Do you always do your training on one BIG machine with GPU or do you do distributed (with many machines) - like the way Sagemaker recommends . So the question becomes - is xgboost distributed training better on 100 machines ...even though there are overheads ?
another question - in general do you use gridsearchcv ever ? how would you do cross-validation with a k-fold ?
@sandys Your questions are asking my personal opinion. So the following answers are from personal perspective.
Do you always do your training on one BIG machine with GPU or do you do distributed (with many machines)
Both. I'm a developer.
So the question becomes - is xgboost distributed training better on 100 machines ...even though there are overheads ?
Depends. Is your data 100 machines worthy? For example, one normally don't put iris into a cluster. As commented, it's a trade off. See the performance section in https://medium.com/rapids-ai/a-new-official-dask-api-for-xgboost-e8b10f3d1eb7 . You can see the scaling status of training on HIGGS dataset with gpu_hist
and dask
. There's a limit in terms of performance scaling, which is effected both by your data (sparsity, shape etc) and your network (nvlink? tcp? ucx?). It's an area we are trying to improve.
in general do you use gridsearchcv ever
Yes. But right now only with single machine. Rapidsai has a notebook for using dask-ml with single node XGBoost if you are interested. Dask is still new here. (and I'm no expert). Like we talked about in #5347 . There are issues we need to address. You can also try the Spark version of XGBoost, which has been here for a very long time (longer than me contributing to XGBoost ..)

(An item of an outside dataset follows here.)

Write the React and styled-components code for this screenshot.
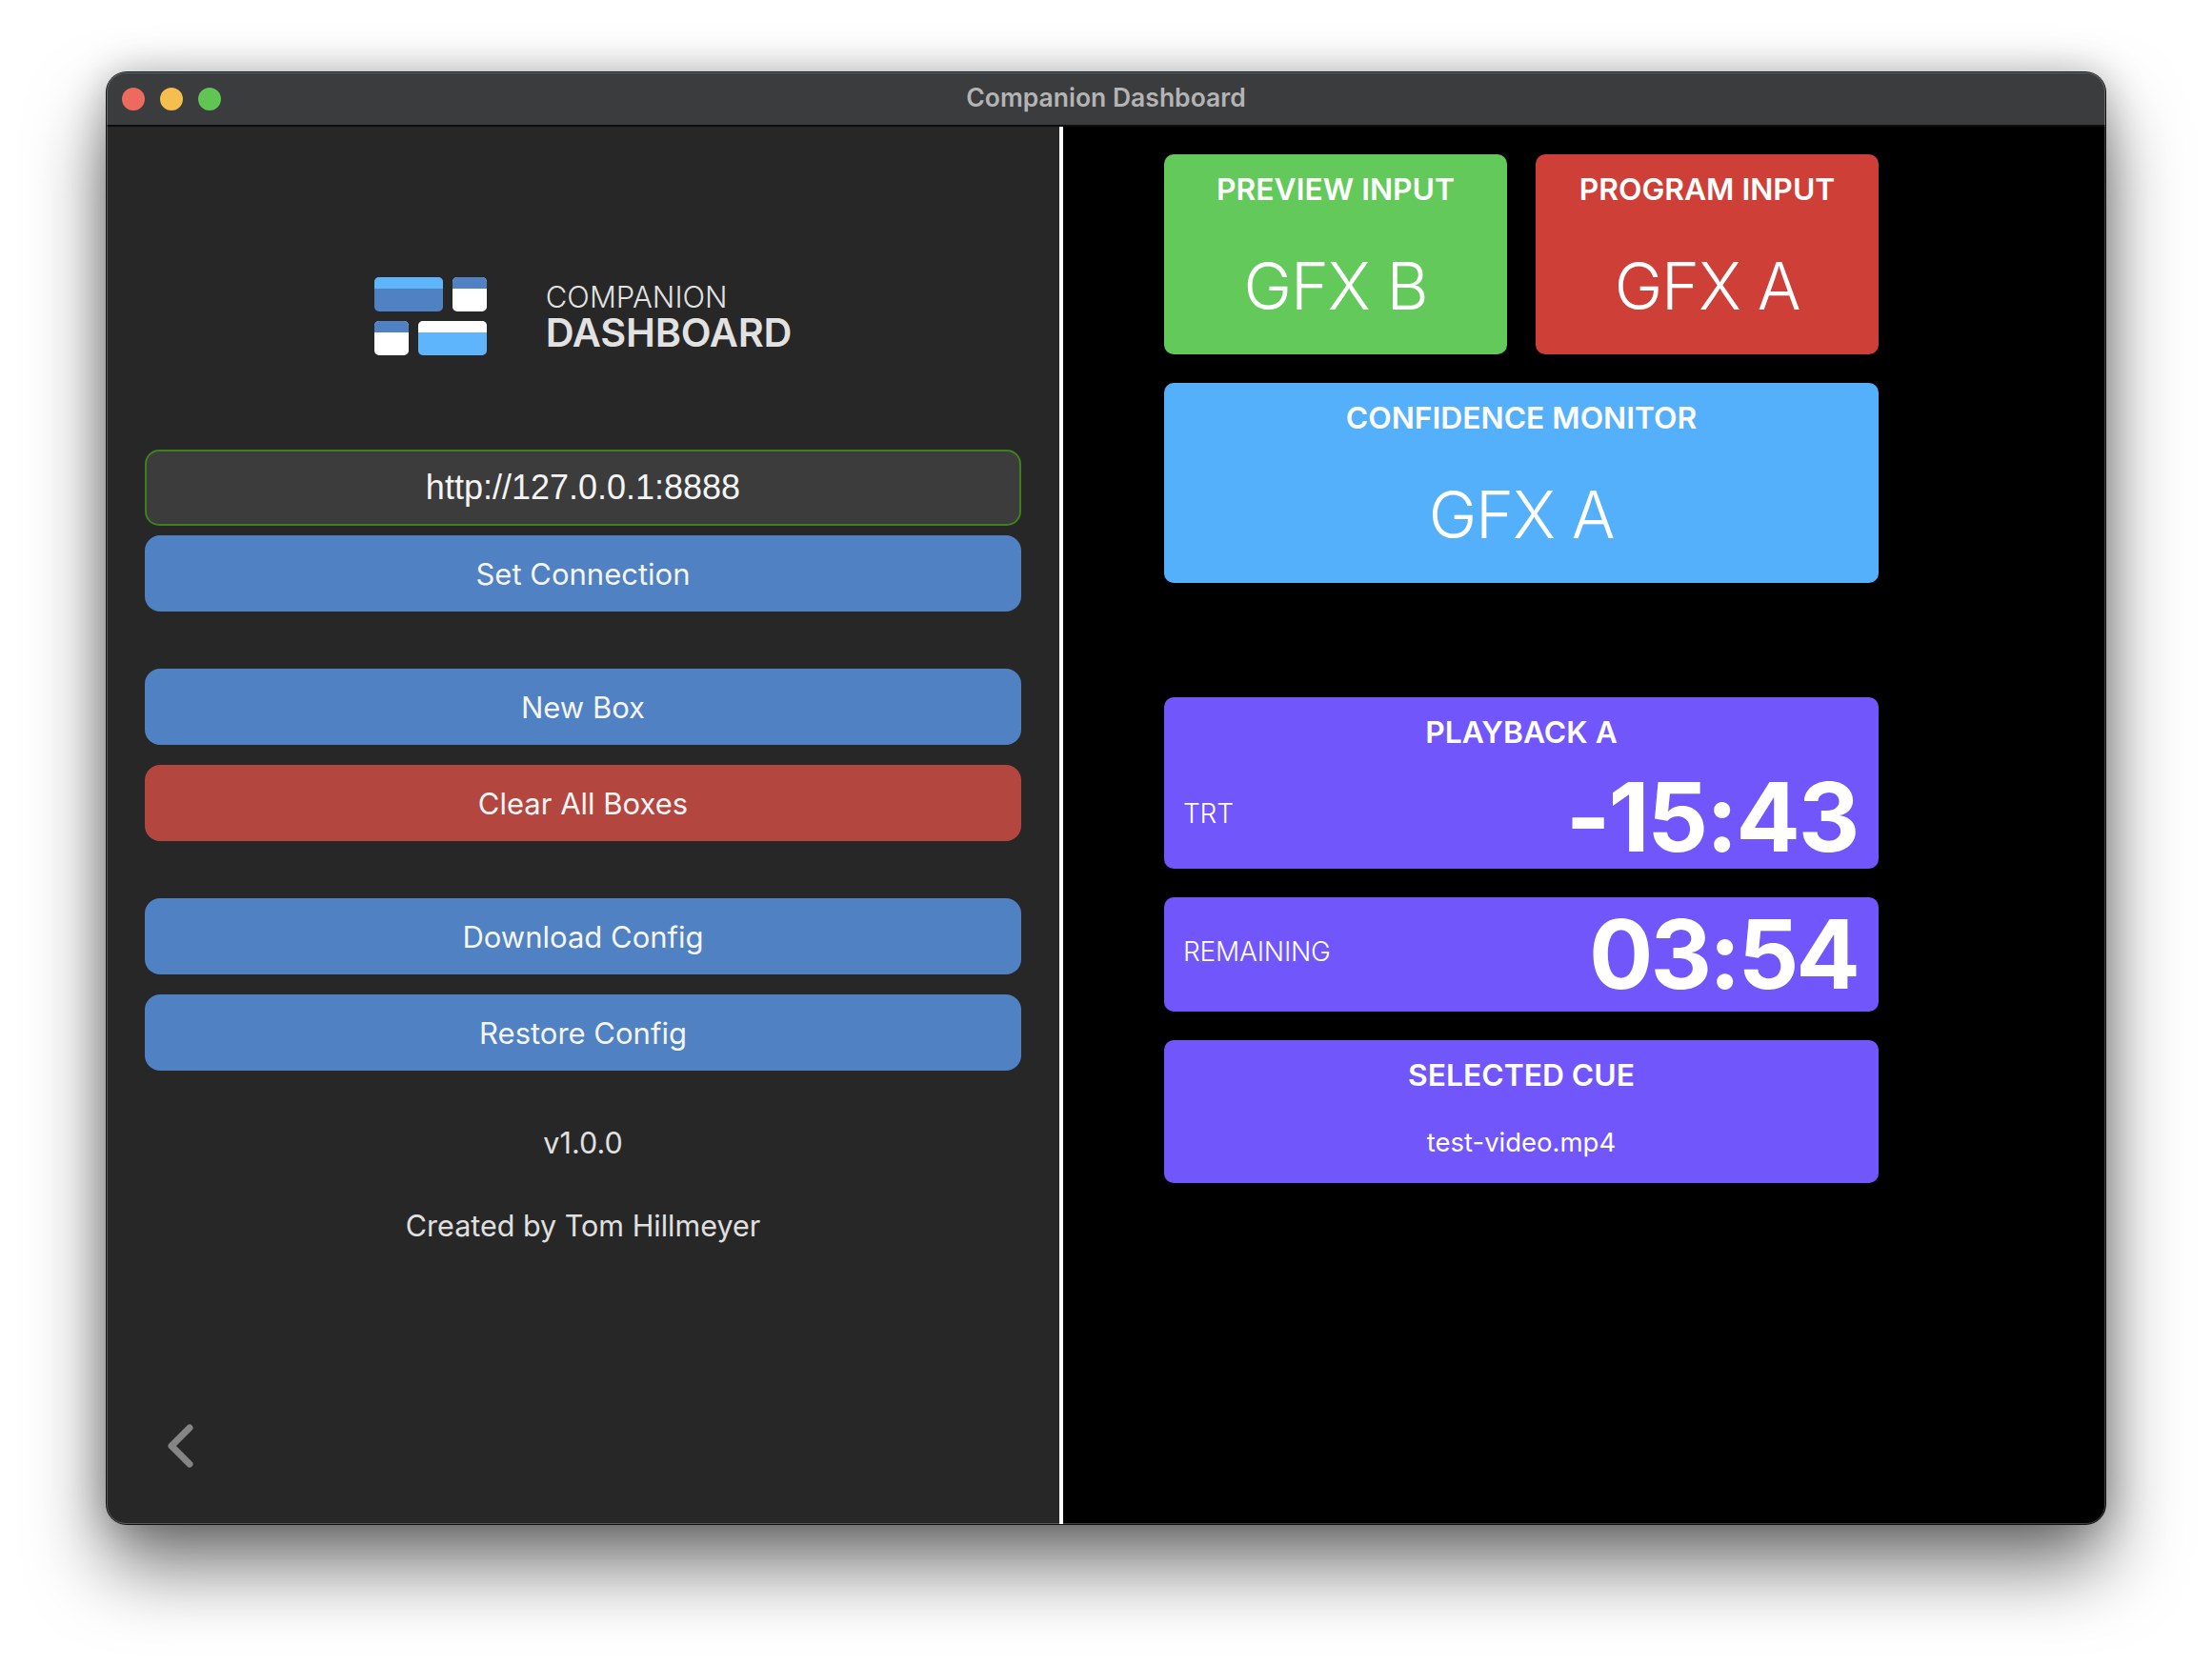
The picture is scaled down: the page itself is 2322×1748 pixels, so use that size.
import React from "react";
import styled, { createGlobalStyle } from "styled-components";

const Global = createGlobalStyle`
  html, body { margin: 0; padding: 0; background: #fff; overflow: hidden; }
  #root { width: 2322px; height: 1748px; }
  * { box-sizing: border-box; }
`;
const Page = styled.div`
  width: 2322px; height: 1748px; padding: 76px 112px 148px 112px;
  background: #fff; font-family: Inter, sans-serif; color: #fff;
`;
const Win = styled.div`
  position: relative; width: 2098px; height: 1524px; border-radius: 20px; overflow: hidden;
  display: flex; flex-direction: column; background: #000;
  &::after { content: ""; position: absolute; inset: 0; border-radius: 20px; pointer-events: none;
    box-shadow: inset 0 0 0 1px rgba(255,255,255,.24); }
`;
const Shadow = styled.div`
  border-radius: 21px; box-shadow: 0 0 0 1px #111, 0 44px 80px rgba(0,0,0,.55), 0 0 40px rgba(0,0,0,.25);
`;
const TitleBar = styled.div`
  height: 57px; flex: none; background: #3b3c3e; border-bottom: 2px solid #0d0d0d; display: flex;
  align-items: center; justify-content: center; position: relative; padding-bottom: 3px;
`;
const Lights = styled.div`
  position: absolute; left: 16px; top: 16px; display: flex; gap: 16px;
`;
const Light = styled.span`
  width: 24px; height: 24px; border-radius: 50%; background: ${p => p.$c};
`;
const Title = styled.div`
  font-size: 26.5px; font-weight: 600; color: #b4b4b4;
`;
const Body = styled.div`
  flex: 1; display: flex; min-height: 0;
`;
const Left = styled.div`
  width: 1000px; flex: none; background: #272727; padding: 158px 40px 0; display: flex; flex-direction: column;
  position: relative;
`;
const Divider = styled.div`
  width: 4px; flex: none; background: #fff;
`;
const Brand = styled.div`
  display: flex; align-items: center; justify-content: center; gap: 62px; height: 82px; margin-bottom: 99px;
`;
const BrandText = styled.div`
  display: flex; flex-direction: column; color: #e2e2e2; padding-bottom: 2px;
`;
const BrandTop = styled.span`
  font-size: 31px; font-weight: 300; line-height: 35px;
`;
const BrandBottom = styled.span`
  font-size: 41.4px; font-weight: 600; line-height: 40px; letter-spacing: -0.2px;
`;
const UrlInput = styled.div`
  height: 80px; background: #3c3c3c; border: 2px solid #3f7f1f; border-radius: 15px;
  display: flex; align-items: center; justify-content: center;
  font-family: "Liberation Sans", Arial, sans-serif; font-size: 36px; color: #f4f4f4;
`;
const Btn = styled.div`
  height: 80px; border-radius: 16px; background: ${p => p.$bg || "#4f81c3"};
  margin-top: ${p => p.$mt}px; display: flex; align-items: center; justify-content: center;
  font-size: 31px; color: #f5f5f5;
`;
const Note = styled.div`
  text-align: center; font-size: 30.5px; color: #e0e0e0; line-height: 40px; margin-top: ${p => p.$mt}px;
`;
const Back = styled.svg`
  position: absolute; left: 62px; bottom: 57px; width: 32px; height: 50px;
`;
const Right = styled.div`
  flex: 1; background: #000; padding: 29px 0 0 106px; display: flex; flex-direction: column;
  gap: 30px; align-items: flex-start;
`;
const Row = styled.div`
  display: flex; gap: 30px;
`;
const Tile = styled.div`
  width: ${p => p.$w}px; height: ${p => p.$h}px; border-radius: 10px; background: ${p => p.$bg};
  display: flex; flex-direction: column; align-items: center; margin-top: ${p => p.$mt || 0}px;
`;
const TileHead = styled.div`
  margin-top: 18px; font-size: 31.8px; font-weight: 600; line-height: 38px; color: #fff;
`;
const TileValue = styled.div`
  margin-top: 37px; font-size: 68px; font-weight: 300; line-height: 90px; color: #fff; letter-spacing: -1.2px;
`;
const TimerRow = styled.div`
  align-self: stretch; flex: 1; display: flex; align-items: center; justify-content: space-between;
  padding: ${p => p.$pt || 0}px 22px ${p => p.$pb || 0}px 20px;
`;
const TimerLabel = styled.span`
  font-size: 28px; font-weight: 300; letter-spacing: -0.2px; margin-top: ${p => p.$mt || 0}px;
`;
const TimerValue = styled.span`
  font-size: 100px; font-weight: 700; line-height: 110px; letter-spacing: ${p => p.$ls}px;
`;
const CueValue = styled.div`
  margin-top: 32px; font-size: 27.5px; font-weight: 400; line-height: 38px;
`;

const Logo = () => (
  <svg width="118" height="82" viewBox="0 0 118 82">
    <defs>
      <clipPath id="a"><rect width="72" height="36" rx="5" /></clipPath>
      <clipPath id="b"><rect x="82" width="36" height="36" rx="5" /></clipPath>
      <clipPath id="c"><rect y="46" width="36" height="36" rx="5" /></clipPath>
      <clipPath id="d"><rect x="46" y="46" width="72" height="36" rx="5" /></clipPath>
    </defs>
    <g clipPath="url(#a)"><rect width="72" height="36" fill="#4f81c3" /><rect width="72" height="12" fill="#5eb5fb" /></g>
    <g clipPath="url(#b)"><rect x="82" width="36" height="36" fill="#fff" /><rect x="82" width="36" height="12" fill="#4f81c3" /></g>
    <g clipPath="url(#c)"><rect y="46" width="36" height="36" fill="#fff" /><rect y="46" width="36" height="12" fill="#4f81c3" /></g>
    <g clipPath="url(#d)"><rect x="46" y="46" width="72" height="36" fill="#5eb5fb" /><rect x="46" y="46" width="72" height="12" fill="#fff" /></g>
  </svg>
);

export default function App() {
  return (
    <Page>
      <Global />
      <Shadow>
        <Win>
          <TitleBar>
            <Lights>
              <Light $c="#ed6a5e" /><Light $c="#f4bf4f" /><Light $c="#61c554" />
            </Lights>
            <Title>Companion Dashboard</Title>
          </TitleBar>
          <Body>
            <Left>
              <Brand>
                <Logo />
                <BrandText>
                  <BrandTop>COMPANION</BrandTop>
                  <BrandBottom>DASHBOARD</BrandBottom>
                </BrandText>
              </Brand>
              <UrlInput>http://127.0.0.1:8888</UrlInput>
              <Btn $mt={10}>Set Connection</Btn>
              <Btn $mt={60}>New Box</Btn>
              <Btn $mt={21} $bg="#b3463f">Clear All Boxes</Btn>
              <Btn $mt={60}>Download Config</Btn>
              <Btn $mt={21}>Restore Config</Btn>
              <Note $mt={56}>v1.0.0</Note>
              <Note $mt={47}>Created by Tom Hillmeyer</Note>
              <Back viewBox="0 0 32 50">
                <path d="M25 6 L6 25 L25 44" fill="none" stroke="#858585" strokeWidth="7" strokeLinecap="round" strokeLinejoin="round" />
              </Back>
            </Left>
            <Divider />
            <Right>
              <Row>
                <Tile $w={360} $h={210} $bg="#62c95a"><TileHead>PREVIEW INPUT</TileHead><TileValue>GFX B</TileValue></Tile>
                <Tile $w={360} $h={210} $bg="#cd3f37"><TileHead>PROGRAM INPUT</TileHead><TileValue>GFX A</TileValue></Tile>
              </Row>
              <Tile $w={750} $h={210} $bg="#54b0fb"><TileHead>CONFIDENCE MONITOR</TileHead><TileValue>GFX A</TileValue></Tile>
              <Tile $w={750} $h={180} $bg="#7156fb" $mt={90}>
                <TileHead>PLAYBACK A</TileHead>
                <TimerRow $pt={15}><TimerLabel $mt={-8}>TRT</TimerLabel><TimerValue $ls={-2.2}>-15:43</TimerValue></TimerRow>
              </Tile>
              <Tile $w={750} $h={120} $bg="#7156fb">
                <TimerRow $pb={1}><TimerLabel $mt={-5}>REMAINING</TimerLabel><TimerValue $ls={-3}>03:54</TimerValue></TimerRow>
              </Tile>
              <Tile $w={750} $h={150} $bg="#7156fb">
                <TileHead>SELECTED CUE</TileHead>
                <CueValue>test-video.mp4</CueValue>
              </Tile>
            </Right>
          </Body>
        </Win>
      </Shadow>
    </Page>
  );
}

The questions here are really more about dask instead of XGBoost. I would recommend:
https://docs.dask.org/en/latest/best-practices.html https://docs.dask.org/en/latest/dataframe-best-practices.html
Your dataset 800MB csv is considered as small. I believe you can train it with normal in no time.
True, single xgboost fit takes no time. But if I am using gridsearchcv for hyperparameter tuning with 5 fold cv, total number of fits increases exponentially. That is why we use multi-core machines to distribute the fits.
I trained my dataset using dask xgboost, 2000 chunksize with a single gridsearch candidate and 5 Fold cv. It took 28 mins for the first fit to complete, but the rest 4 fits took just 1-2 mins. I didn't get this. What do you think ?
multi-core machines to distribute the fits.
XGBoost is multi-threaded even in single node configuration.
it took 28 mins for the first fit to complete, but the rest 4 fits took just 1-2 mins. I didn't get this
Could you take a look into the web interface and see what's dask doing?
Could you take a look into the web interface and see what's dask doing?
So for the first fit, dask took extra time to read the csv into memory. For the subsequent fits, it just did the computation.
XGBoost is multi-threaded even in single node configuration.
Yeah, so do we need dask XGBoost only when we have a cluster of machines ? We can just use the n_jobs param of XGBoost on a single machine to use all cores, right ?
there is no 'predict_proba' attribute in DaskXgbClassifier, so metrics like roc_auc gives error.
What can we do about this ? @trivialfis
Yeah, so do we need dask XGBoost only when we have a cluster of machines ? We can just use the n_jobs param of XGBoost on a single machine to use all cores, right ?
If you need distributed training, then you can use Dask or YARN/Spark which are much more mature.
We can just use the n_jobs param of XGBoost on a single machine to use all cores, right ?
Correct.
Thank you for clarifying. Can we add 'predict_proba' attribute to dask xgboost ? @trivialfis @thvasilo
Yes, will come back to this after 1.1 release.
@harshit-2115 Can this issue be closed, now that predict_proba()
has been implemented in xgboost.dask
?
Can this issue be closed, now that predict_proba() has been implemented in xgboost.dask?
I believe so. Feel free to reopen if there's objection.
Hi XGBoost devs, I am running the this code on an EC2 machine with 32 threads and 128 GB ram. The size of csv being loaded in 800MB.
It works if the model is trained using a subset of the features with worker=1.
Some cases where it fails :
Same subset of features and with workers > 1, It keeps on running in the notebook with no result. In terminal,
WARNING: /home/conda/feedstock_root/build_artifacts/xgboost_1584539733809/work/src/objective/regression_obj.cu:58: Label set is empty.
Using all features with worker=1, it gives memory warnings in the terminal
How can a 800MB csv file consume 118 GB memory ?
Also, there is not 'predict_proba' attribute in DaskXgbClassifier, so metrics like roc_auc gives error.
Currently, we are using xgboost with sklearn gridsearch(to distribute the fits). With large datasets, hyper-parameter tuning jobs with 4k-5k fits take days to complete on EC2 and sagemaker.
We are trying dask xgboost to reduce training time.